6. Die Kostenentscheidung gründet sich hinsichtlich der Erstbeklagten auf § 52 ZPO.

B. Zum Anspruch gegen die Zweitbeklagte

1. Nach den Feststellungen des Erstgerichts wurde der Berater auch aus Sicht des Klägers ausschließlich für die Finanzdienstleistungsgesellschaft tätig; ein Vertrag zwischen dem Kläger und der Zweitbeklagten kam daher nicht zustande. Ein solcher Vertrag wäre aber Voraussetzung für die Anwendung von § 1313a ABGB. Damit fehlt jede Grundlage, ein allfälliges Fehlverhalten des Beraters der Zweitbeklagten zuzurechnen.

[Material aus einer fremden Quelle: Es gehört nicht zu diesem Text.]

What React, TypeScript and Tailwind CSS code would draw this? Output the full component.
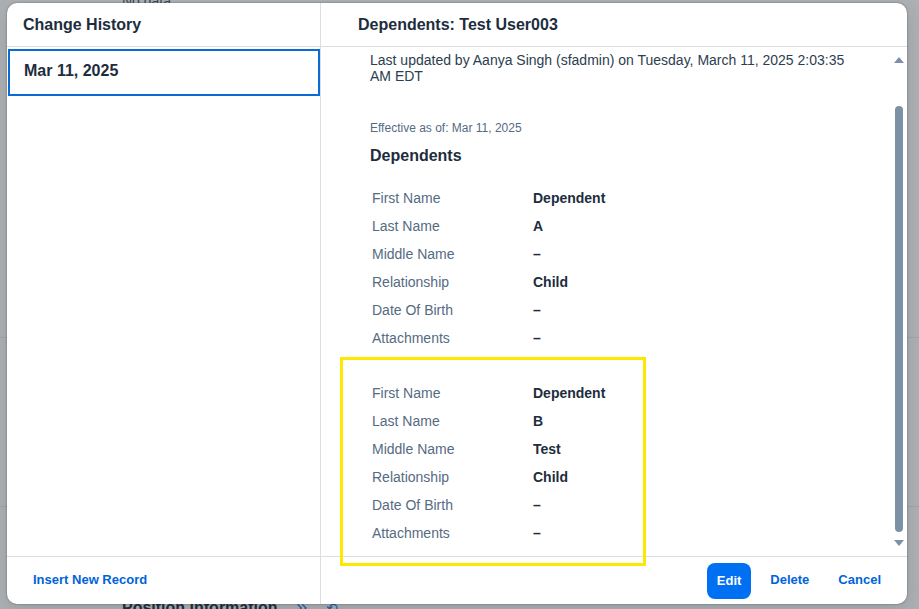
import { ChevronsRight } from 'lucide-react'

const groups = [
  [
    ['First Name', 'Dependent'],
    ['Last Name', 'A'],
    ['Middle Name', '–'],
    ['Relationship', 'Child'],
    ['Date Of Birth', '–'],
    ['Attachments', '–'],
  ],
  [
    ['First Name', 'Dependent'],
    ['Last Name', 'B'],
    ['Middle Name', 'Test'],
    ['Relationship', 'Child'],
    ['Date Of Birth', '–'],
    ['Attachments', '–'],
  ],
]

function FieldRow({ label, value }: { label: string; value: string }) {
  return (
    <div className="flex h-[28px] items-center">
      <div className="w-[163px] pl-[2px] text-[14px] text-[#556b82]">{label}</div>
      <div className="text-[14px] font-bold text-[#1d2d3e]">{value}</div>
    </div>
  )
}

export default function App() {
  return (
    <div
      className="relative h-[609px] w-[919px] overflow-hidden bg-[#aeb1b4]"
      style={{ fontFamily: '"Liberation Sans", Arial, sans-serif' }}
    >
      {/* page behind the dialog */}
      <div className="absolute left-[122px] top-[-9px] text-[14px] text-[#3b4a5a]">No data</div>
      <div className="absolute left-0 right-0 top-[337px] h-px bg-[#a1a5a9]" />
      <div className="absolute left-0 right-0 top-[506px] h-px bg-[#a1a5a9]" />
      <div className="absolute left-[122px] top-[596px] flex items-center gap-4">
        <span className="text-[16px] font-bold text-[#1d2d3e]">Position Information</span>
        <ChevronsRight className="h-4 w-4 text-[#1f5fae]" />
        <span className="text-[14px] text-[#1f5fae]">⟲</span>
      </div>

      {/* dialog */}
      <div className="absolute left-[7px] top-[3px] flex h-[601px] w-[900px] overflow-hidden rounded-[10px] bg-white shadow-[0_0_2px_rgba(30,40,50,0.55),0_6px_20px_rgba(30,40,50,0.15)]">
        {/* left column */}
        <div className="flex w-[314px] shrink-0 flex-col border-r border-[#dcdfe2]">
          <div className="flex h-[44px] shrink-0 items-center border-b border-[#dcdfe2] pl-[16px] text-[16px] font-bold text-[#1d2d3e]">
            Change History
          </div>
          <div className="flex-1 pt-[2px] pl-[1px]">
            <div className="flex h-[47px] w-[312px] items-center border-2 border-[#0a6ad6] pb-[3px] pl-[14px] text-[16px] font-bold text-[#1d2d3e]">
              Mar 11, 2025
            </div>
          </div>
          <div className="flex h-[48px] shrink-0 items-center border-t border-[#dcdfe2] pb-[1px] pl-[26px] text-[13px] font-semibold text-[#0064d9]">
            Insert New Record
          </div>
        </div>

        {/* right column */}
        <div className="flex min-w-0 flex-1 flex-col">
          <div className="flex h-[44px] shrink-0 items-center border-b border-[#dcdfe2] pl-[37px] text-[16px] font-bold text-[#1d2d3e]">
            Dependents: Test User003
          </div>
          <div className="flex min-h-0 flex-1">
            <div className="flex-1 pl-[49px] pt-[5px]">
              <p className="w-[490px] text-[14px] leading-[16px] text-[#2c3e50]">
                Last updated by Aanya Singh (sfadmin) on Tuesday, March 11, 2025 2:03:35 AM EDT
              </p>
              <div className="mt-[35px] text-[12px] text-[#556b82]">Effective as of: Mar 11, 2025</div>
              <div className="mt-[7px] text-[16px] font-bold text-[#1d2d3e]">Dependents</div>
              <div className="mt-[16px]">
                {groups[0].map(([l, v]) => (
                  <FieldRow key={'a' + l} label={l} value={v} />
                ))}
              </div>
              <div className="mt-[27px]">
                {groups[1].map(([l, v]) => (
                  <FieldRow key={'b' + l} label={l} value={v} />
                ))}
              </div>
            </div>
            {/* scrollbar */}
            <div className="flex w-[16px] shrink-0 flex-col items-center pt-[10px]">
              <div className="h-0 w-0 border-x-[5px] border-b-[6px] border-x-transparent border-b-[#7c90a6]" />
              <div className="mt-[43px] h-[426px] w-[8px] rounded-full bg-[#7c90a6]" />
              <div className="mt-[8px] h-0 w-0 border-x-[5px] border-t-[6px] border-x-transparent border-t-[#7c90a6]" />
            </div>
          </div>
          <div className="flex h-[48px] shrink-0 items-center justify-end gap-[9px] border-t border-[#dcdfe2] pr-[16px]">
            <button className="flex h-[36px] items-center rounded-[8px] bg-[#0070f2] px-[10px] text-[13px] font-bold text-white">
              Edit
            </button>
            <button className="flex h-[36px] items-center px-[10px] pb-[1px] text-[13px] font-semibold text-[#0064d9]">
              Delete
            </button>
            <button className="flex h-[36px] items-center px-[10px] pb-[1px] text-[13px] font-semibold text-[#0064d9]">
              Cancel
            </button>
          </div>
        </div>
      </div>

      {/* annotation highlight */}
      <div className="pointer-events-none absolute left-[340px] top-[357px] h-[209px] w-[306px] border-[3px] border-[#ffe800]" />
    </div>
  )
}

2. Aus diesen Gründen ist die Revision, soweit sie den Anspruch gegen die Zweitbeklagte betrifft, wegen Fehlens einer erheblichen Rechtsfrage zurückzuweisen. Die Kostenentscheidung gründet sich auf §§ 40, 50 ZPO. Die Zweitbeklagte hat nicht auf die Unzulässigkeit der Revision hingewiesen, ihre Revisionsbeantwortung ist daher nicht zu honorieren.